For two men in the upper echelons of high-tech businesses, they then chose a decidedly low-tech way to memorialize their agreement. The end result, however, shows how substance can sometimes triumph over form in the law of contracts formation.
At the end of their meeting, the telecommunications executive simply wrote out the agreement by hand on two notebook pages, and both men signed it. The writing included specifics as to how the newly hired executive would be compensated, the terms on which he could quit if he became unhappy, and what would happen if intellectual property involved in the deal could not be transferred to the telecommunications firm. It also included the statement that “ [t]he parties will complete formal contracts as soon as possible but this is binding.” This would turn out to be pivotal language in the litigation that followed.
Unfortunately, the new arrangement quickly went downhill, and after about six months the new employee was fired. The relationship ended with the “formal contracts” never having been drafted and executed. When the former employee sued for breach of contract and other wrongs, more than six years of litigation ensued, with two trials and two appeals.
Much of the case focused on whether the handwritten agreement that started everything was a valid, binding contract. The telecommunications company argued that it was merely an “agreement to agree.”

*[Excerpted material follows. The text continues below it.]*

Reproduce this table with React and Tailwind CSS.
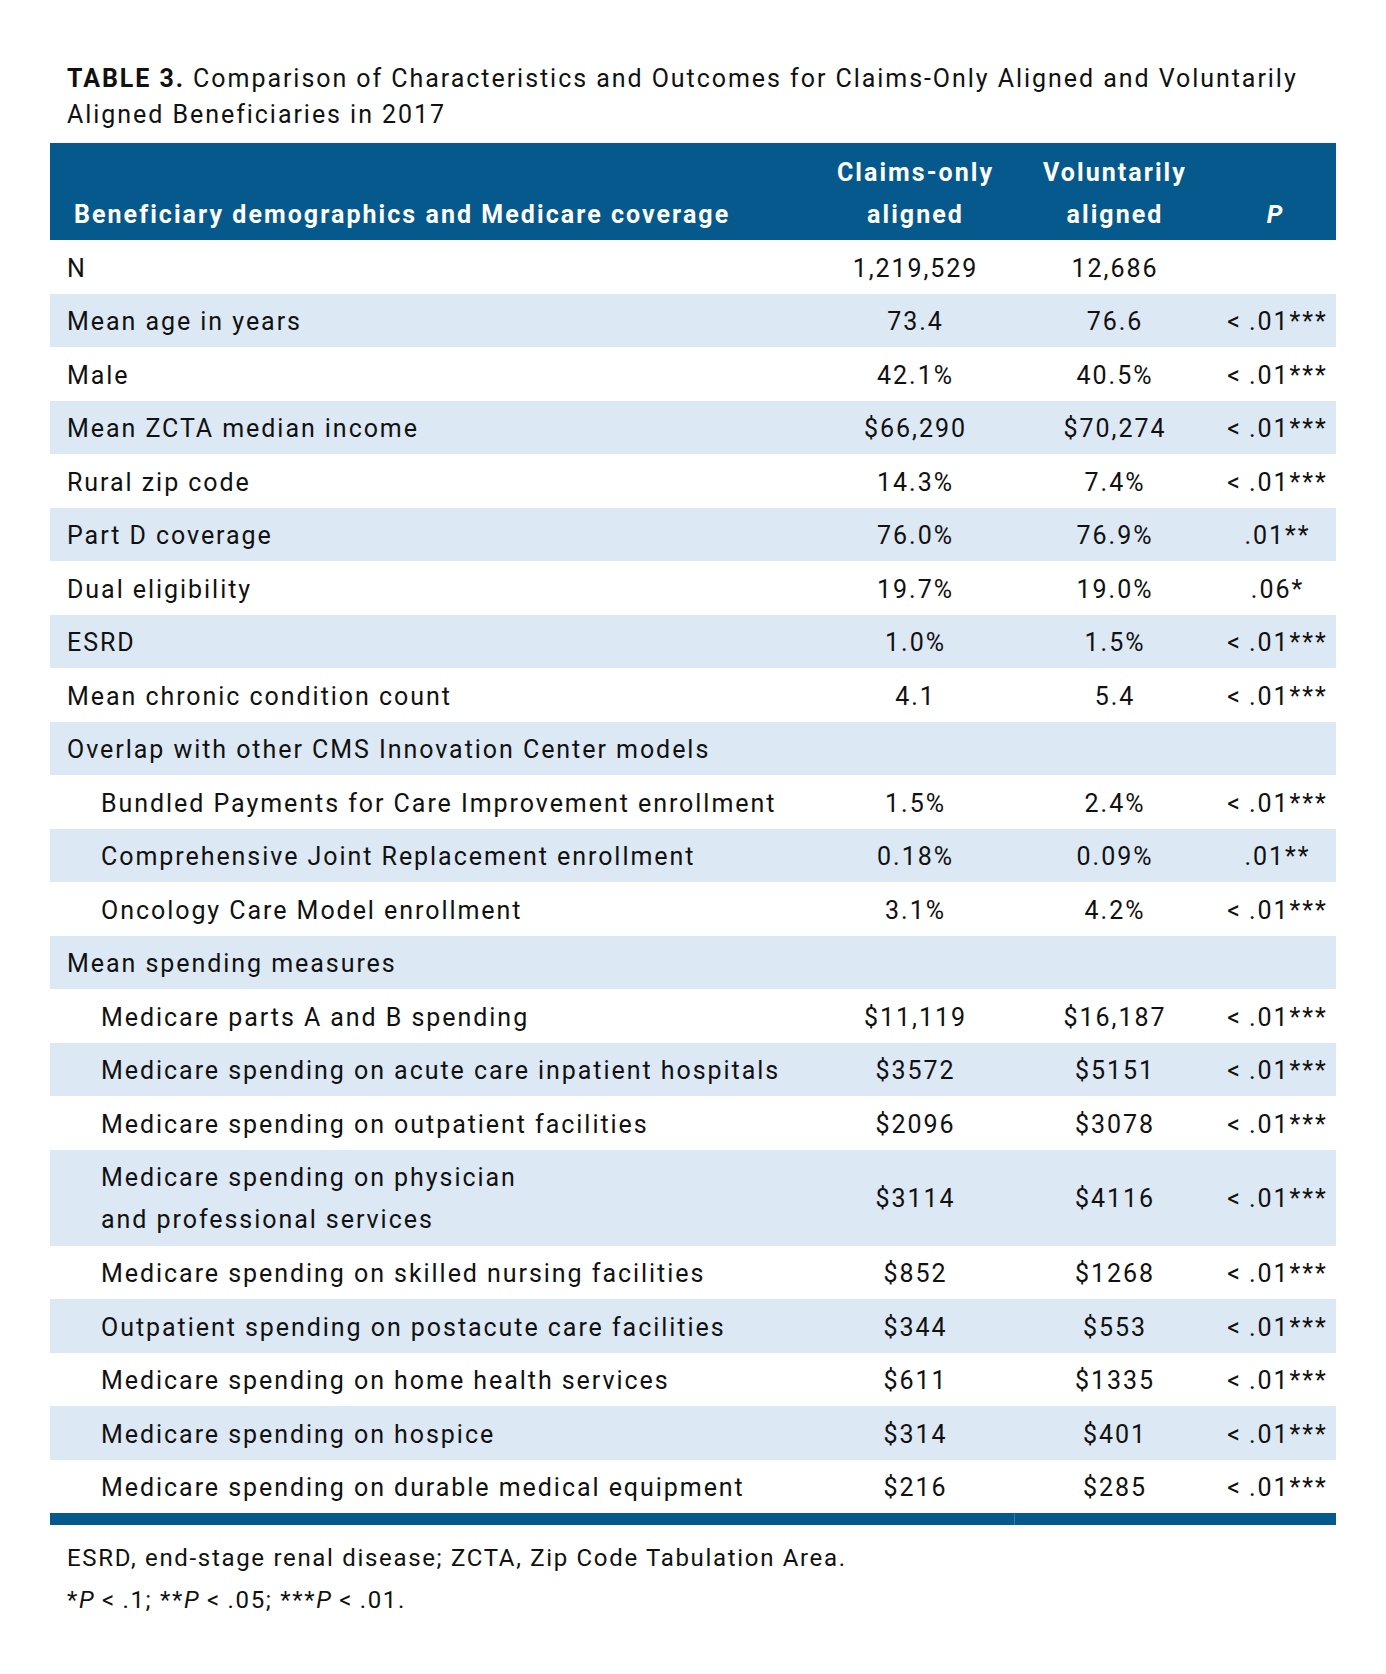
import React from "react";

const L = "<\u2009.01***";

const rows = [
  { l: "N", a: "1,219,529", b: "12,686", p: "" },
  { l: "Mean age in years", a: "73.4", b: "76.6", p: L },
  { l: "Male", a: "42.1%", b: "40.5%", p: L },
  { l: "Mean ZCTA median income", a: "$66,290", b: "$70,274", p: L },
  { l: "Rural zip code", a: "14.3%", b: "7.4%", p: L },
  { l: "Part D coverage", a: "76.0%", b: "76.9%", p: ".01**" },
  { l: "Dual eligibility", a: "19.7%", b: "19.0%", p: ".06*" },
  { l: "ESRD", a: "1.0%", b: "1.5%", p: L },
  { l: "Mean chronic condition count", a: "4.1", b: "5.4", p: L },
  { l: "Overlap with other CMS Innovation Center models", a: "", b: "", p: "" },
  { l: "Bundled Payments for Care Improvement enrollment", a: "1.5%", b: "2.4%", p: L, i: true },
  { l: "Comprehensive Joint Replacement enrollment", a: "0.18%", b: "0.09%", p: ".01**", i: true },
  { l: "Oncology Care Model enrollment", a: "3.1%", b: "4.2%", p: L, i: true },
  { l: "Mean spending measures", a: "", b: "", p: "" },
  { l: "Medicare parts A and B spending", a: "$11,119", b: "$16,187", p: L, i: true },
  { l: "Medicare spending on acute care inpatient hospitals", a: "$3572", b: "$5151", p: L, i: true },
  { l: "Medicare spending on outpatient facilities", a: "$2096", b: "$3078", p: L, i: true },
  { l: ["Medicare spending on physician", "and professional services"], a: "$3114", b: "$4116", p: L, i: true, d: true },
  { l: "Medicare spending on skilled nursing facilities", a: "$852", b: "$1268", p: L, i: true },
  { l: "Outpatient spending on postacute care facilities", a: "$344", b: "$553", p: L, i: true },
  { l: "Medicare spending on home health services", a: "$611", b: "$1335", p: L, i: true },
  { l: "Medicare spending on hospice", a: "$314", b: "$401", p: L, i: true },
  { l: "Medicare spending on durable medical equipment", a: "$216", b: "$285", p: L, i: true },
];

export default function App() {
  return (
    <div
      className="w-[1386px] h-[1674px] bg-white text-[#111111] pt-[61px]"
      style={{ fontFamily: "Roboto, 'Liberation Sans', sans-serif" }}
    >
      <div className="pl-[67px] pr-[20px] text-[25px] leading-[36px] tracking-[0.078em] whitespace-nowrap">
        <span className="font-bold">TABLE 3.</span> Comparison of Characteristics and Outcomes for Claims-Only Aligned and Voluntarily
        <br />
        Aligned Beneficiaries in 2017
      </div>
      <div className="ml-[50px] w-[1286px] mt-[10px]">
        <div className="flex h-[97px] bg-[#05598c] text-white font-bold text-[25px] leading-[42px] tracking-[0.082em]">
          <div className="w-[766px] pl-[24px] flex items-end pb-[4px] whitespace-nowrap">
            Beneficiary demographics and Medicare coverage
          </div>
          <div className="w-[199px] flex flex-col justify-end items-center pb-[4px]">
            <div>Claims-only</div>
            <div>aligned</div>
          </div>
          <div className="w-[200px] flex flex-col justify-end items-center pb-[4px]">
            <div>Voluntarily</div>
            <div>aligned</div>
          </div>
          <div className="w-[121px] flex items-end justify-center pb-[4px] italic">P</div>
        </div>
        {rows.map((r, idx) => (
          <div
            key={idx}
            className={
              "flex items-center text-[25px] tracking-[0.078em] pt-[3px] whitespace-nowrap " +
              (r.d ? "h-[96px] leading-[42px] " : "h-[53.5px] ") +
              (idx % 2 === 1 ? "bg-[#dce8f4]" : "bg-white")
            }
          >
            <div className={"w-[766px] " + (r.i ? "pl-[51px]" : "pl-[17px]")}>
              {Array.isArray(r.l) ? (
                <>
                  <div>{r.l[0]}</div>
                  <div>{r.l[1]}</div>
                </>
              ) : (
                r.l
              )}
            </div>
            <div className="w-[199px] text-center">{r.a}</div>
            <div className="w-[200px] text-center">{r.b}</div>
            <div className="w-[121px] text-center pl-[4px]">{r.p}</div>
          </div>
        ))}
        <div className="flex h-[12px] bg-[#05598c]">
          <div className="w-[965px] border-r border-[#3a7aa6]" />
          <div className="flex-1" />
        </div>
      </div>
      <div className="pl-[67px] mt-[12px] text-[24px] leading-[42px] tracking-[0.07em]">
        <div>ESRD, end-stage renal disease; ZCTA, Zip Code Tabulation Area.</div>
        <div>
          *<i>P</i>&#8201;&lt;&#8201;.1; **<i>P</i>&#8201;&lt;&#8201;.05; ***<i>P</i>&#8201;&lt;&#8201;.01.
        </div>
      </div>
    </div>
  );
}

However, a jury eventually ruled that the agreement was valid, and that the telecommunications firm had breached the terms of the contract represented by the two notebook pages.
Four factors are usually considered in determining whether a “preliminary agreement” is binding. In this case, the first two clearly favored the fired executive: There was no explicit reservation of a right not to be bound (in fact, the handwritten agreement said the opposite) and the executive had partially performed the contract. The third factor is whether all of the terms of the alleged contract were agreed upon. On that point, the agreement, although it may have lacked some details, addressed all of the essentials for a binding contract.
The final factor is whether the agreement was a type of contract that is usually committed to writing in a formal manner. When millions are at stake, as was the case here, it may be unusual to seal the deal with a handwritten document, in outline form, and drafted on the spot by one of the principals without benefit of legal counsel. The agreement was not much to look at, barely surpassing in formality the proverbial agreement scribbled on a cocktail napkin. Still, that it was unorthodox did not mean that the method was unprecedented. In the end, this factor, balanced against the other three, was not enough to discard the agreement and deprive the departed executive of the benefits of his bargain.